Why does the Federal Reserve's interest rate policy affect Bitcoin's price?
The Federal Reserve's interest rate decisions influence Bitcoin through multiple interconnected mechanisms. When the Fed raises rates, borrowing becomes more expensive, which reduces the amount of capital available for speculative investments like Bitcoin. Higher rates also strengthen the U.S. dollar, making Bitcoin more expensive for international investors. Conversely, when rates are low, cheap borrowing and increased liquidity encourage investors to seek higher returns in riskier assets, including Bitcoin. Additionally, Bitcoin's price is sensitive to real interest rates (the nominal rate adjusted for inflation) and the Federal Reserve's balance sheet size, which affects the overall liquidity available in financial markets. Market sentiment also plays a role—unexpected rate hikes can cool investor enthusiasm, while anticipated rate cuts may spark optimism that lifts Bitcoin alongside other risk assets.
Sources: [1], [2], [3], [4]
What does it mean when markets are pricing in rate cuts that differ from the Federal Reserve's guidance?

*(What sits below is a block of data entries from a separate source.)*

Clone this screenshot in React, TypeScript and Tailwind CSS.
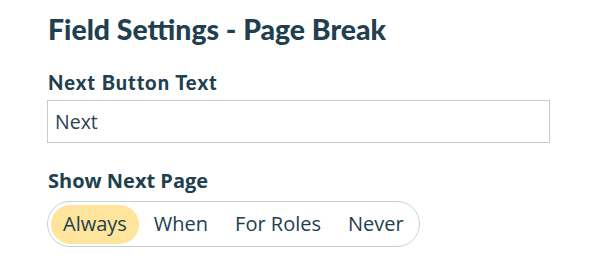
import React, { useState } from "react";

const options = ["Always", "When", "For Roles", "Never"];

const App: React.FC = () => {
  const [selected, setSelected] = useState("Always");
  const [value, setValue] = useState("Next");

  return (
    <div className="w-[598px] h-[268px] bg-white pl-[47px] pr-[48px] pt-[12px] text-[#213f4f]">
      <h2 className="font-['Lato',sans-serif] font-black text-[28.4px] leading-[34px] pl-[1px]">
        Field Settings - Page Break
      </h2>
      <label className="block mt-[24px] font-['Lato',sans-serif] font-black text-[20px] leading-[24px] tracking-[1px] pl-[1px]">
        Next Button Text
      </label>
      <input
        value={value}
        onChange={(e) => setValue(e.target.value)}
        className="mt-[6px] w-[503px] h-[43px] border border-[#bfcdcf] px-[7px] font-['Open_Sans',sans-serif] text-[19.5px] text-[#2c3e4c] outline-none"
      />
      <div className="mt-[26px] font-['Open_Sans',sans-serif] font-bold text-[20px] leading-[24px] pl-[1px]">
        Show Next Page
      </div>
      <div className="mt-[8px] inline-flex items-center h-[46px] rounded-full border border-[#c5d1d3] px-[3px] gap-[3px]">
        {options.map((opt) => (
          <button
            key={opt}
            onClick={() => setSelected(opt)}
            className={
              "h-[39px] rounded-full px-[12px] font-['Open_Sans',sans-serif] text-[20px] text-[#213f4f] " +
              (selected === opt ? "bg-[#ffe49c]" : "bg-transparent")
            }
          >
            {opt}
          </button>
        ))}
      </div>
    </div>
  );
};

export default App;
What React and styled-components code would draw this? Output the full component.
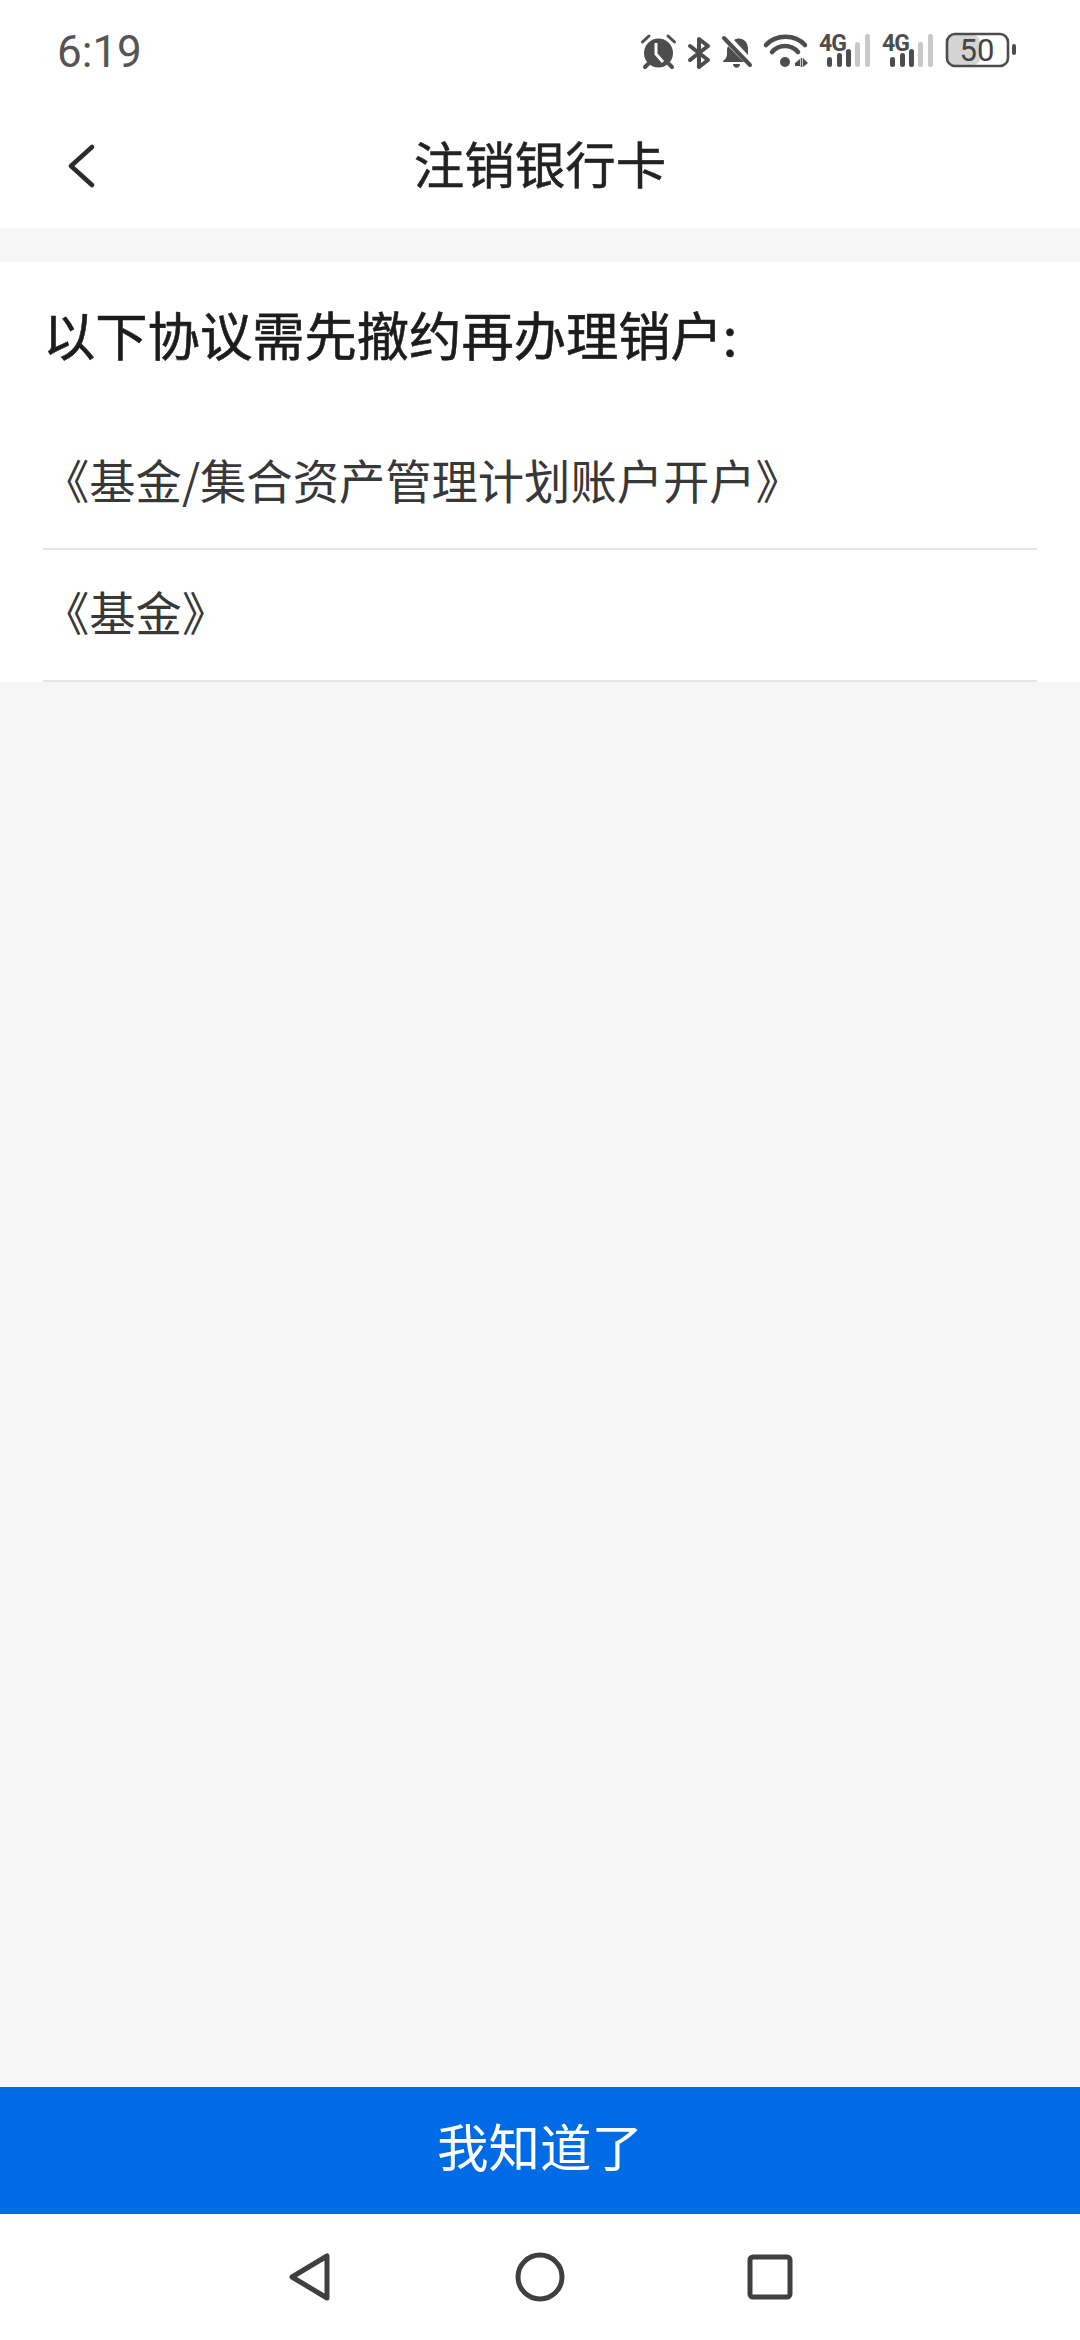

When market expectations for Federal Reserve rate cuts diverge from the Fed's official guidance, it creates uncertainty that can destabilize asset prices, including Bitcoin. Currently, markets are pricing in approximately 63 basis points of cuts for 2026—implying two to three rate reductions—while the Federal Reserve has signaled only one cut. This disconnect occurs because traders and investors form their own expectations based on economic data, inflation trends, and Fed communications, and they adjust their positions in anticipation of future policy moves. When the actual Fed decision differs from what markets have priced in, it can trigger sharp price movements as investors reassess their positions. This 'priced in' effect means that if a widely expected rate cut actually occurs, the announcement may produce little market reaction or even a counterintuitive one, as investors have already adjusted their holdings beforehand. The uncertainty surrounding this gap between market expectations and Fed guidance remains a core volatility risk for Bitcoin and other risk assets.